Like, a 40 year old simply cannot track and follow flights (or however you would describe the position), and it is a noticeable and material degradation from what a 30 year old can do?

That’s kind of creepy (and, as a 42 year old, personally depressing).

Man I am turning 31 in October.

Well I should clarify. I have not seen older people pick up the skills needed (or at least master them) as well as younger people—perhaps like learning a language? Although this is more stressed-based and dealing with one’s ability to rapidly, correctly, consistently interpret lots of data and also issue control instructions.

For example, I often listen to another controller, coordinatewith him, and at the same time I listen to various pilots (different speaker) and quickly swap transmitters to issue instructions to them…and also do my own written work during this time if I don’t have an assist. Since we can’t really multitask, it’s related to the ability to quickly switch tasks while maintain accuracy.

But in short, past 31 (and especially 34 per the studies), people just can’t pick it up.

Past 56…well, I can’t imagine anyone wanting to inflict that on themselves anyway. But there is supposedly a decline in performance. Personally, the best of the controllers that I work with are older. I’m not sure how valid that is.

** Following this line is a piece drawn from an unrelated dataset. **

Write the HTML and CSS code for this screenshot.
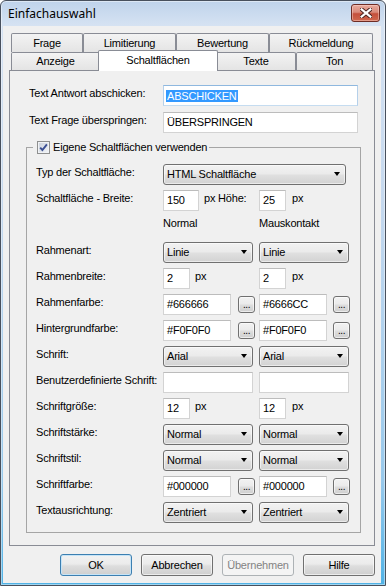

**TLDR: If you’re eligible and want stability and income, apply! Now! Trade in the soup kitches for self-loathing. **

You forgot the part where you have to drive into the city every damn day.

That is true. I don’t know, though. There are so many worse careers.

The lack of manning isstarting to wear on me, though. I am so fatigued by 6-and-1s. While I know that I’m cognitively capable, I also understand the Swiss Cheese Model. One of my coworkers (older, excellent controller in a different facility) had a near mid-air a bit ago. Reportedly less than 50-feet vertica sep, unknown lateral target sep.

More manning=greater safety for everyone.

Anyway, two days left for those who have maybe just lost a job or are seeking a new one. Good luck. May the odds be ever in your favor.